---------- MATERIAL PROVIDED
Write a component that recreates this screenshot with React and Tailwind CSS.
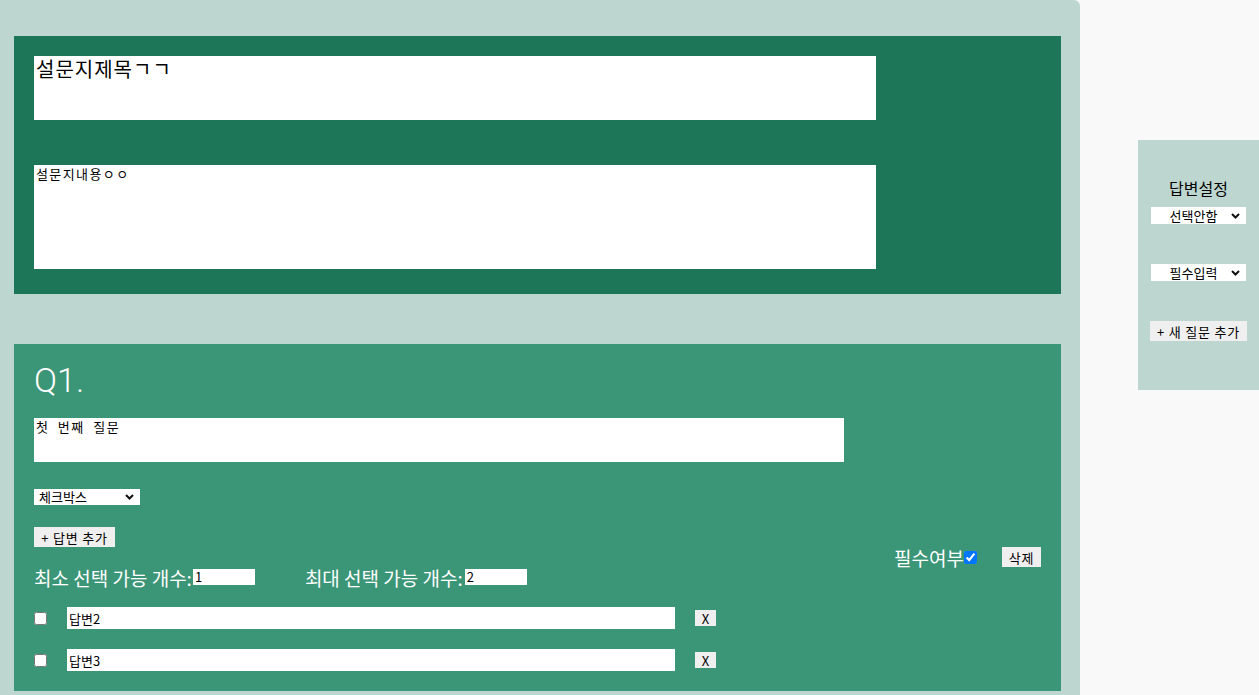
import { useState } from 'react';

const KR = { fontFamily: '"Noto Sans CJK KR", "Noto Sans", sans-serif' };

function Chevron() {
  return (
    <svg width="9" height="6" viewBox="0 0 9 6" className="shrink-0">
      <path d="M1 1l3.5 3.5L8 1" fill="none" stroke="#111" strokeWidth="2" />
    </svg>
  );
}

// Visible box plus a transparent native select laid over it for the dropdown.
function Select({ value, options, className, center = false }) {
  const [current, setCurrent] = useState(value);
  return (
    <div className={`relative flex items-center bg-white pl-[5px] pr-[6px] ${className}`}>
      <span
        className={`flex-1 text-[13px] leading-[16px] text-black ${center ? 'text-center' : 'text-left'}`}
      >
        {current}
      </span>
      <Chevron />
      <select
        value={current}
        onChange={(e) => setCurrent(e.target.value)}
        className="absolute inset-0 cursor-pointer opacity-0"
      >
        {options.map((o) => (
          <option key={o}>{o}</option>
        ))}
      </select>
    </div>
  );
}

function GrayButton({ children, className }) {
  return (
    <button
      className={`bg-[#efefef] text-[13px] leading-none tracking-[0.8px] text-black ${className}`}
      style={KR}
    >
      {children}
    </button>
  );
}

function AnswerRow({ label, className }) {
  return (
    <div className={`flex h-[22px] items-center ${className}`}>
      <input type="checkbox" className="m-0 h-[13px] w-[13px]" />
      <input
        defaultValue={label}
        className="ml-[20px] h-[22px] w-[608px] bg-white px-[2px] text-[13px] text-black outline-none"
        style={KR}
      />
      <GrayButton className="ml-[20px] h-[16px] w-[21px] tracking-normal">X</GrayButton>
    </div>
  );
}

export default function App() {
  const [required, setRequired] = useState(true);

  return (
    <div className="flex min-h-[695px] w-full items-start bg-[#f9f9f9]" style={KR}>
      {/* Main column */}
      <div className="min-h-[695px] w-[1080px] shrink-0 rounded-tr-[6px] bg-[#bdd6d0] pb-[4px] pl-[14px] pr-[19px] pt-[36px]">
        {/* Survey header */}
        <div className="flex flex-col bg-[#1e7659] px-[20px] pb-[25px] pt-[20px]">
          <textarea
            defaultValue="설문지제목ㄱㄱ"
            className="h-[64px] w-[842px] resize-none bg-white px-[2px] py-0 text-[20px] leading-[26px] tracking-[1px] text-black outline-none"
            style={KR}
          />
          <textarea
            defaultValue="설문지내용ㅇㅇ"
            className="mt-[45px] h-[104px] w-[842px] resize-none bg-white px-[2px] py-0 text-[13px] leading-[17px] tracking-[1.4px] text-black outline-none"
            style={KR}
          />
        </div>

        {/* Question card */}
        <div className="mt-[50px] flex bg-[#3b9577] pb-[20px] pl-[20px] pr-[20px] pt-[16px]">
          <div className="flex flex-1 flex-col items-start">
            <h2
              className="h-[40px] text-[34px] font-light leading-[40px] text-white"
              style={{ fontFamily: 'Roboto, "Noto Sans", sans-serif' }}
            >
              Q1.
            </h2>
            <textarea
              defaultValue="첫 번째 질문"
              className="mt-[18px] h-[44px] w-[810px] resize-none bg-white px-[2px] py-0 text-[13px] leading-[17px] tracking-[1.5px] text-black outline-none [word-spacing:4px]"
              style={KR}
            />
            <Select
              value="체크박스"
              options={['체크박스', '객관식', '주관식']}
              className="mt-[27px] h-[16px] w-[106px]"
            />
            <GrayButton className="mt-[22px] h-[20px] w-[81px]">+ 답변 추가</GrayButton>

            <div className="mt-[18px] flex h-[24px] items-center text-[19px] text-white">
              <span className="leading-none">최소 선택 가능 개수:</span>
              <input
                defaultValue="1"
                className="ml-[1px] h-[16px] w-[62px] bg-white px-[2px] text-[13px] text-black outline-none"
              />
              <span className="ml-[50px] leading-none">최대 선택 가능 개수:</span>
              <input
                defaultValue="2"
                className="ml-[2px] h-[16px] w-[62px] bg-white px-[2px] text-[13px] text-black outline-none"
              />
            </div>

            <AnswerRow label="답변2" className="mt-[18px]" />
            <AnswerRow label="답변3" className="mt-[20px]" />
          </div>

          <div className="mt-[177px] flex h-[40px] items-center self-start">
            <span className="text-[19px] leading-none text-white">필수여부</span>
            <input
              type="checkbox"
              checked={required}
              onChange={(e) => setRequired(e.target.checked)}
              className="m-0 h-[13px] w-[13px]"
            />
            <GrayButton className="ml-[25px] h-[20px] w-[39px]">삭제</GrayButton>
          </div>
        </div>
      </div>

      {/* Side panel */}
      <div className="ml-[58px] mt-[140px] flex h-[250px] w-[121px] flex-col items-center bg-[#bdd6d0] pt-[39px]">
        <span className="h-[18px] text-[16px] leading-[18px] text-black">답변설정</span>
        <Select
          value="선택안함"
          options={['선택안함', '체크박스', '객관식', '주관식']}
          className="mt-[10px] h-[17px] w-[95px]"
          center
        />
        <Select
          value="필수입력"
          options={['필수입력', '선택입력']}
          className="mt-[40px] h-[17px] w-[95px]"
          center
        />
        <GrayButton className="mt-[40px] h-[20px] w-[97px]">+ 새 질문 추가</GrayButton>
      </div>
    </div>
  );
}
--------------------
YOUR GOAL: Without including any pictures, print all of the material exactly as given.

THE RESULT:
Write a component that recreates this screenshot with React and Tailwind CSS.
import { useState } from 'react';

const KR = { fontFamily: '"Noto Sans CJK KR", "Noto Sans", sans-serif' };

function Chevron() {
  return (
    <svg width="9" height="6" viewBox="0 0 9 6" className="shrink-0">
      <path d="M1 1l3.5 3.5L8 1" fill="none" stroke="#111" strokeWidth="2" />
    </svg>
  );
}

// Visible box plus a transparent native select laid over it for the dropdown.
function Select({ value, options, className, center = false }) {
  const [current, setCurrent] = useState(value);
  return (
    <div className={`relative flex items-center bg-white pl-[5px] pr-[6px] ${className}`}>
      <span
        className={`flex-1 text-[13px] leading-[16px] text-black ${center ? 'text-center' : 'text-left'}`}
      >
        {current}
      </span>
      <Chevron />
      <select
        value={current}
        onChange={(e) => setCurrent(e.target.value)}
        className="absolute inset-0 cursor-pointer opacity-0"
      >
        {options.map((o) => (
          <option key={o}>{o}</option>
        ))}
      </select>
    </div>
  );
}

function GrayButton({ children, className }) {
  return (
    <button
      className={`bg-[#efefef] text-[13px] leading-none tracking-[0.8px] text-black ${className}`}
      style={KR}
    >
      {children}
    </button>
  );
}

function AnswerRow({ label, className }) {
  return (
    <div className={`flex h-[22px] items-center ${className}`}>
      <input type="checkbox" className="m-0 h-[13px] w-[13px]" />
      <input
        defaultValue={label}
        className="ml-[20px] h-[22px] w-[608px] bg-white px-[2px] text-[13px] text-black outline-none"
        style={KR}
      />
      <GrayButton className="ml-[20px] h-[16px] w-[21px] tracking-normal">X</GrayButton>
    </div>
  );
}

export default function App() {
  const [required, setRequired] = useState(true);

  return (
    <div className="flex min-h-[695px] w-full items-start bg-[#f9f9f9]" style={KR}>
      {/* Main column */}
      <div className="min-h-[695px] w-[1080px] shrink-0 rounded-tr-[6px] bg-[#bdd6d0] pb-[4px] pl-[14px] pr-[19px] pt-[36px]">
        {/* Survey header */}
        <div className="flex flex-col bg-[#1e7659] px-[20px] pb-[25px] pt-[20px]">
          <textarea
            defaultValue="설문지제목ㄱㄱ"
            className="h-[64px] w-[842px] resize-none bg-white px-[2px] py-0 text-[20px] leading-[26px] tracking-[1px] text-black outline-none"
            style={KR}
          />
          <textarea
            defaultValue="설문지내용ㅇㅇ"
            className="mt-[45px] h-[104px] w-[842px] resize-none bg-white px-[2px] py-0 text-[13px] leading-[17px] tracking-[1.4px] text-black outline-none"
            style={KR}
          />
        </div>

        {/* Question card */}
        <div className="mt-[50px] flex bg-[#3b9577] pb-[20px] pl-[20px] pr-[20px] pt-[16px]">
          <div className="flex flex-1 flex-col items-start">
            <h2
              className="h-[40px] text-[34px] font-light leading-[40px] text-white"
              style={{ fontFamily: 'Roboto, "Noto Sans", sans-serif' }}
            >
              Q1.
            </h2>
            <textarea
              defaultValue="첫 번째 질문"
              className="mt-[18px] h-[44px] w-[810px] resize-none bg-white px-[2px] py-0 text-[13px] leading-[17px] tracking-[1.5px] text-black outline-none [word-spacing:4px]"
              style={KR}
            />
            <Select
              value="체크박스"
              options={['체크박스', '객관식', '주관식']}
              className="mt-[27px] h-[16px] w-[106px]"
            />
            <GrayButton className="mt-[22px] h-[20px] w-[81px]">+ 답변 추가</GrayButton>

            <div className="mt-[18px] flex h-[24px] items-center text-[19px] text-white">
              <span className="leading-none">최소 선택 가능 개수:</span>
              <input
                defaultValue="1"
                className="ml-[1px] h-[16px] w-[62px] bg-white px-[2px] text-[13px] text-black outline-none"
              />
              <span className="ml-[50px] leading-none">최대 선택 가능 개수:</span>
              <input
                defaultValue="2"
                className="ml-[2px] h-[16px] w-[62px] bg-white px-[2px] text-[13px] text-black outline-none"
              />
            </div>

            <AnswerRow label="답변2" className="mt-[18px]" />
            <AnswerRow label="답변3" className="mt-[20px]" />
          </div>

          <div className="mt-[177px] flex h-[40px] items-center self-start">
            <span className="text-[19px] leading-none text-white">필수여부</span>
            <input
              type="checkbox"
              checked={required}
              onChange={(e) => setRequired(e.target.checked)}
              className="m-0 h-[13px] w-[13px]"
            />
            <GrayButton className="ml-[25px] h-[20px] w-[39px]">삭제</GrayButton>
          </div>
        </div>
      </div>

      {/* Side panel */}
      <div className="ml-[58px] mt-[140px] flex h-[250px] w-[121px] flex-col items-center bg-[#bdd6d0] pt-[39px]">
        <span className="h-[18px] text-[16px] leading-[18px] text-black">답변설정</span>
        <Select
          value="선택안함"
          options={['선택안함', '체크박스', '객관식', '주관식']}
          className="mt-[10px] h-[17px] w-[95px]"
          center
        />
        <Select
          value="필수입력"
          options={['필수입력', '선택입력']}
          className="mt-[40px] h-[17px] w-[95px]"
          center
        />
        <GrayButton className="mt-[40px] h-[20px] w-[97px]">+ 새 질문 추가</GrayButton>
      </div>
    </div>
  );
}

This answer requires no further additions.